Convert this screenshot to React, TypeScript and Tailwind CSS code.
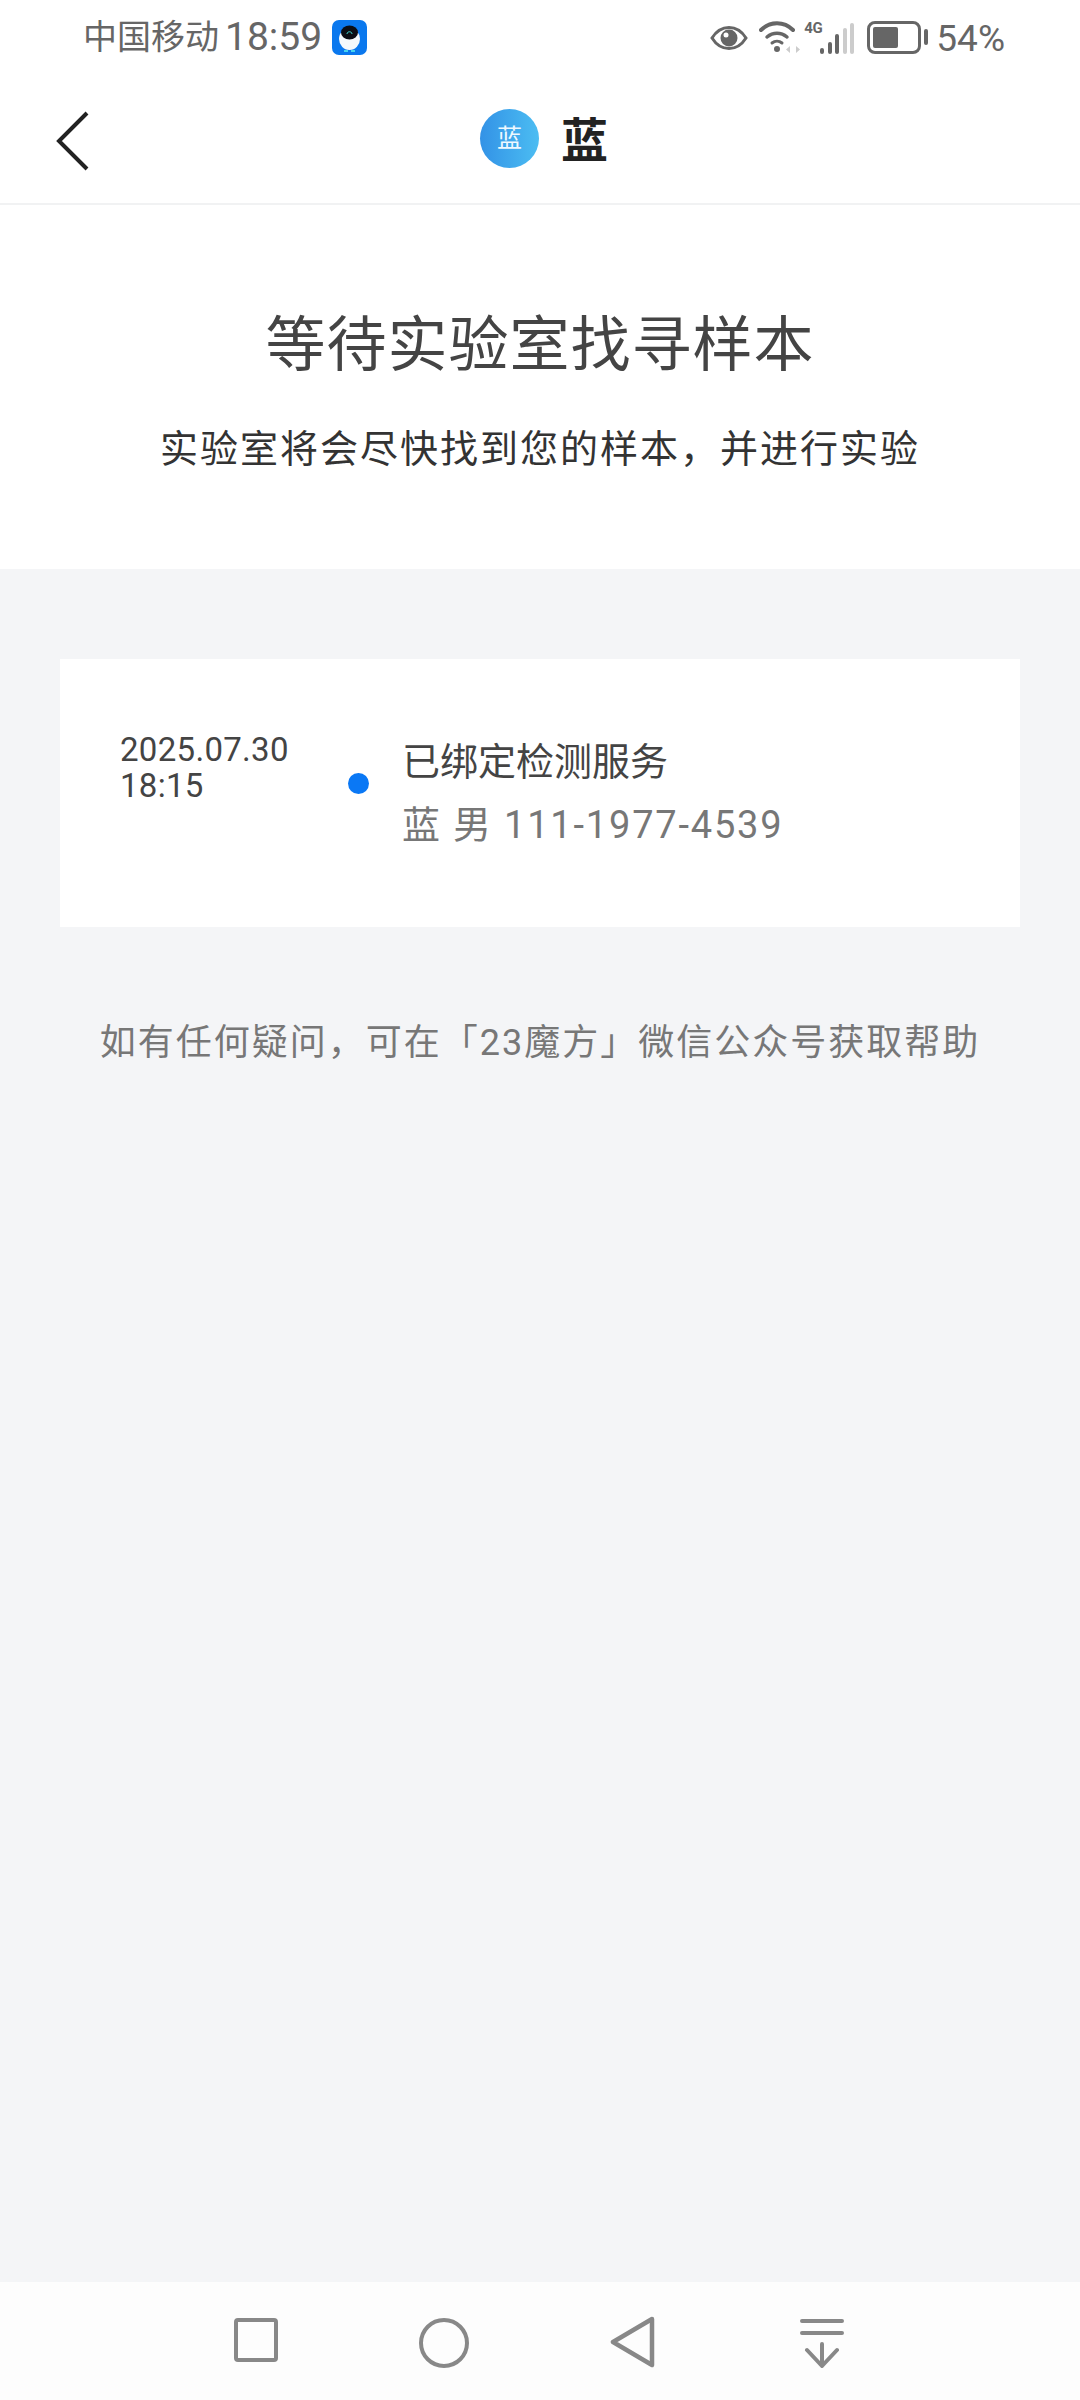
const fontStack = "font-[Roboto,'Noto_Sans_CJK_SC',sans-serif]";

function AppBadge() {
  return (
    <svg width="35" height="35" viewBox="0 0 35 35" className="ml-[10px]">
      <rect width="35" height="35" rx="7" fill="#0a78ee" />
      <ellipse cx="17.5" cy="19" rx="10.5" ry="11" fill="#f5f9fc" />
      <ellipse cx="17.5" cy="12.5" rx="8.5" ry="7" fill="#0b0d14" />
      <path d="M15 14c0-3 5-3 5 0" fill="none" stroke="#3fd8d0" strokeWidth="1" />
      <path d="M12 31h4M19 31h4" stroke="#46d4f0" strokeWidth="2" />
    </svg>
  );
}

function StatusIcons() {
  return (
    <div className="flex items-center text-[#666]">
      <svg width="38" height="26" viewBox="0 0 38 26" className="mt-[1px]">
        <path d="M2 13C7 5 12 2.500 19 2.500S31 5 36 13c-5 8-10 10.500-17 10.500S7 21 2 13z" fill="none" stroke="#666" strokeWidth="3" />
        <circle cx="19" cy="13" r="8.500" fill="#666" />
        <circle cx="16" cy="10" r="2.500" fill="#fff" />
      </svg>
      <svg width="44" height="34" viewBox="0 0 44 34" className="ml-[11px]">
        <path d="M2 10C11 1 25 1 34 10" fill="none" stroke="#666" strokeWidth="4" strokeLinecap="round" />
        <path d="M8 17c6-5 14-5 20 0" fill="none" stroke="#666" strokeWidth="3.500" strokeLinecap="round" />
        <path d="M13 23c3-2.500 7-2.500 10 0" fill="none" stroke="#666" strokeWidth="3" strokeLinecap="round" />
        <circle cx="18" cy="29" r="3" fill="#666" />
        <path d="M31 26v7l-4-3.500zM37 26v7l4-3.500z" fill="#ccc" />
      </svg>
      <div className="relative ml-[1px] h-[34px] w-[50px]">
        <span className="absolute left-0 top-[-1px] text-[15px] font-bold leading-[18px] tracking-[-0.5px] text-[#666]">4G</span>
        <div className="absolute bottom-0 right-0 flex items-end gap-[3.500px]">
          <div className="h-[6px] w-[4px] rounded-full bg-[#666]" />
          <div className="h-[12px] w-[4px] rounded-full bg-[#666]" />
          <div className="h-[20px] w-[4px] rounded-full bg-[#666]" />
          <div className="h-[26px] w-[4px] rounded-full bg-[#ccc]" />
          <div className="h-[31px] w-[4px] rounded-full bg-[#ccc]" />
        </div>
      </div>
      <div className="ml-[13px] flex h-[33px] w-[54px] items-center rounded-[8px] border-[3px] border-[#666] px-[3px]">
        <div className="h-[21px] w-[25px] rounded-[2px] bg-[#666]" />
      </div>
      <div className="ml-[3px] h-[16px] w-[4px] rounded-full bg-[#666]" />
      <span className="ml-[8px] mt-[2px] text-[37px] leading-none text-[#666]">54%</span>
    </div>
  );
}

function NavIcons() {
  return (
    <div className="flex h-[118px] shrink-0 items-start bg-[#fdfdfd] pl-[234px] pt-[36px]">
      <svg width="44" height="44" viewBox="0 0 44 44">
        <rect x="2" y="2" width="40" height="40" rx="2" fill="none" stroke="#888" strokeWidth="4" />
      </svg>
      <svg width="50" height="50" viewBox="0 0 50 50" className="ml-[141px]">
        <circle cx="25" cy="25" r="23" fill="none" stroke="#888" strokeWidth="4" />
      </svg>
      <svg width="46" height="52" viewBox="0 0 46 52" className="ml-[141px] mt-[-2px]">
        <path d="M42 3 3 26l39 23z" fill="none" stroke="#888" strokeWidth="4.500" strokeLinejoin="round" />
      </svg>
      <svg width="44" height="50" viewBox="0 0 44 50" className="ml-[144px]">
        <path d="M2 3h40M2 15h40M22 26v21M7 32l15 16 15-16" fill="none" stroke="#888" strokeWidth="4" strokeLinecap="round" strokeLinejoin="round" />
      </svg>
    </div>
  );
}

export default function App() {
  return (
    <div className={`flex h-[2400px] w-[1080px] flex-col overflow-hidden bg-[#f4f5f7] ${fontStack}`}>
      <div className="bg-white">
        <div className="flex h-[74px] items-center justify-between pl-[83px] pr-[75px]">
          <div className="flex items-center">
            <span className="text-[34px] leading-none text-[#666]">中国移动</span>
            <span className="ml-[6px] text-[39px] leading-none text-[#666]">18:59</span>
            <AppBadge />
          </div>
          <StatusIcons />
        </div>
        <div className="relative flex h-[131px] items-center justify-center border-b-2 border-[#f1f2f3] pl-[8px]">
          <svg width="36" height="64" viewBox="0 0 36 64" className="absolute left-[54px] top-[35px]">
            <path d="M33 4 5 32l28 28" fill="none" stroke="#222" strokeWidth="4" />
          </svg>
          <div className="flex items-center">
            <div className="flex h-[59px] w-[59px] items-center justify-center rounded-full bg-gradient-to-r from-[#3392e6] to-[#4cbdf2] text-[25px] text-[#eef8ff]">蓝</div>
            <span className="ml-[22px] mt-[3px] text-[47px] font-bold leading-none text-[#222]">蓝</span>
          </div>
        </div>
        <div className="flex h-[364px] flex-col items-center pt-[103px]">
          <h1 className="text-[60px] leading-[76px] tracking-[1px] text-[#444]">等待实验室找寻样本</h1>
          <p className="mt-[42px] text-[38px] leading-[46px] tracking-[2px] text-[#333]">实验室将会尽快找到您的样本，并进行实验</p>
        </div>
      </div>

      <main className="flex-1 px-[60px] pt-[90px]">
        <section className="flex h-[268px] items-center bg-white pl-[60px]">
          <div className="w-[168px] self-start pt-[73px] text-[33px] leading-[36px] tracking-[0.3px] text-[#444]">
            <p>2025.07.30</p>
            <p>18:15</p>
          </div>
          <div className="ml-[60px] mt-[-20px] h-[21px] w-[21px] rounded-full bg-[#0a78f5]" />
          <div className="ml-[33px]">
            <p className="text-[38px] leading-[50px] text-[#444]">已绑定检测服务</p>
            <p className="mt-[13px] text-[38px] leading-[50px] tracking-[1.800px] text-[#777]">蓝 男 111-1977-4539</p>
          </div>
        </section>
        <p className="mt-[91px] text-center text-[36px] leading-[50px] tracking-[2px] text-[#777]">如有任何疑问，可在「23魔方」微信公众号获取帮助</p>
      </main>

      <NavIcons />
    </div>
  );
}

> [Objective]: In this exercise, set down all of the data exactly, without the pictures.

> [Result of the task]:
Convert this screenshot to React, TypeScript and Tailwind CSS code.
const fontStack = "font-[Roboto,'Noto_Sans_CJK_SC',sans-serif]";

function AppBadge() {
  return (
    <svg width="35" height="35" viewBox="0 0 35 35" className="ml-[10px]">
      <rect width="35" height="35" rx="7" fill="#0a78ee" />
      <ellipse cx="17.5" cy="19" rx="10.5" ry="11" fill="#f5f9fc" />
      <ellipse cx="17.5" cy="12.5" rx="8.5" ry="7" fill="#0b0d14" />
      <path d="M15 14c0-3 5-3 5 0" fill="none" stroke="#3fd8d0" strokeWidth="1" />
      <path d="M12 31h4M19 31h4" stroke="#46d4f0" strokeWidth="2" />
    </svg>
  );
}

function StatusIcons() {
  return (
    <div className="flex items-center text-[#666]">
      <svg width="38" height="26" viewBox="0 0 38 26" className="mt-[1px]">
        <path d="M2 13C7 5 12 2.500 19 2.500S31 5 36 13c-5 8-10 10.500-17 10.500S7 21 2 13z" fill="none" stroke="#666" strokeWidth="3" />
        <circle cx="19" cy="13" r="8.500" fill="#666" />
        <circle cx="16" cy="10" r="2.500" fill="#fff" />
      </svg>
      <svg width="44" height="34" viewBox="0 0 44 34" className="ml-[11px]">
        <path d="M2 10C11 1 25 1 34 10" fill="none" stroke="#666" strokeWidth="4" strokeLinecap="round" />
        <path d="M8 17c6-5 14-5 20 0" fill="none" stroke="#666" strokeWidth="3.500" strokeLinecap="round" />
        <path d="M13 23c3-2.500 7-2.500 10 0" fill="none" stroke="#666" strokeWidth="3" strokeLinecap="round" />
        <circle cx="18" cy="29" r="3" fill="#666" />
        <path d="M31 26v7l-4-3.500zM37 26v7l4-3.500z" fill="#ccc" />
      </svg>
      <div className="relative ml-[1px] h-[34px] w-[50px]">
        <span className="absolute left-0 top-[-1px] text-[15px] font-bold leading-[18px] tracking-[-0.5px] text-[#666]">4G</span>
        <div className="absolute bottom-0 right-0 flex items-end gap-[3.500px]">
          <div className="h-[6px] w-[4px] rounded-full bg-[#666]" />
          <div className="h-[12px] w-[4px] rounded-full bg-[#666]" />
          <div className="h-[20px] w-[4px] rounded-full bg-[#666]" />
          <div className="h-[26px] w-[4px] rounded-full bg-[#ccc]" />
          <div className="h-[31px] w-[4px] rounded-full bg-[#ccc]" />
        </div>
      </div>
      <div className="ml-[13px] flex h-[33px] w-[54px] items-center rounded-[8px] border-[3px] border-[#666] px-[3px]">
        <div className="h-[21px] w-[25px] rounded-[2px] bg-[#666]" />
      </div>
      <div className="ml-[3px] h-[16px] w-[4px] rounded-full bg-[#666]" />
      <span className="ml-[8px] mt-[2px] text-[37px] leading-none text-[#666]">54%</span>
    </div>
  );
}

function NavIcons() {
  return (
    <div className="flex h-[118px] shrink-0 items-start bg-[#fdfdfd] pl-[234px] pt-[36px]">
      <svg width="44" height="44" viewBox="0 0 44 44">
        <rect x="2" y="2" width="40" height="40" rx="2" fill="none" stroke="#888" strokeWidth="4" />
      </svg>
      <svg width="50" height="50" viewBox="0 0 50 50" className="ml-[141px]">
        <circle cx="25" cy="25" r="23" fill="none" stroke="#888" strokeWidth="4" />
      </svg>
      <svg width="46" height="52" viewBox="0 0 46 52" className="ml-[141px] mt-[-2px]">
        <path d="M42 3 3 26l39 23z" fill="none" stroke="#888" strokeWidth="4.500" strokeLinejoin="round" />
      </svg>
      <svg width="44" height="50" viewBox="0 0 44 50" className="ml-[144px]">
        <path d="M2 3h40M2 15h40M22 26v21M7 32l15 16 15-16" fill="none" stroke="#888" strokeWidth="4" strokeLinecap="round" strokeLinejoin="round" />
      </svg>
    </div>
  );
}

export default function App() {
  return (
    <div className={`flex h-[2400px] w-[1080px] flex-col overflow-hidden bg-[#f4f5f7] ${fontStack}`}>
      <div className="bg-white">
        <div className="flex h-[74px] items-center justify-between pl-[83px] pr-[75px]">
          <div className="flex items-center">
            <span className="text-[34px] leading-none text-[#666]">中国移动</span>
            <span className="ml-[6px] text-[39px] leading-none text-[#666]">18:59</span>
            <AppBadge />
          </div>
          <StatusIcons />
        </div>
        <div className="relative flex h-[131px] items-center justify-center border-b-2 border-[#f1f2f3] pl-[8px]">
          <svg width="36" height="64" viewBox="0 0 36 64" className="absolute left-[54px] top-[35px]">
            <path d="M33 4 5 32l28 28" fill="none" stroke="#222" strokeWidth="4" />
          </svg>
          <div className="flex items-center">
            <div className="flex h-[59px] w-[59px] items-center justify-center rounded-full bg-gradient-to-r from-[#3392e6] to-[#4cbdf2] text-[25px] text-[#eef8ff]">蓝</div>
            <span className="ml-[22px] mt-[3px] text-[47px] font-bold leading-none text-[#222]">蓝</span>
          </div>
        </div>
        <div className="flex h-[364px] flex-col items-center pt-[103px]">
          <h1 className="text-[60px] leading-[76px] tracking-[1px] text-[#444]">等待实验室找寻样本</h1>
          <p className="mt-[42px] text-[38px] leading-[46px] tracking-[2px] text-[#333]">实验室将会尽快找到您的样本，并进行实验</p>
        </div>
      </div>

      <main className="flex-1 px-[60px] pt-[90px]">
        <section className="flex h-[268px] items-center bg-white pl-[60px]">
          <div className="w-[168px] self-start pt-[73px] text-[33px] leading-[36px] tracking-[0.3px] text-[#444]">
            <p>2025.07.30</p>
            <p>18:15</p>
          </div>
          <div className="ml-[60px] mt-[-20px] h-[21px] w-[21px] rounded-full bg-[#0a78f5]" />
          <div className="ml-[33px]">
            <p className="text-[38px] leading-[50px] text-[#444]">已绑定检测服务</p>
            <p className="mt-[13px] text-[38px] leading-[50px] tracking-[1.800px] text-[#777]">蓝 男 111-1977-4539</p>
          </div>
        </section>
        <p className="mt-[91px] text-center text-[36px] leading-[50px] tracking-[2px] text-[#777]">如有任何疑问，可在「23魔方」微信公众号获取帮助</p>
      </main>

      <NavIcons />
    </div>
  );
}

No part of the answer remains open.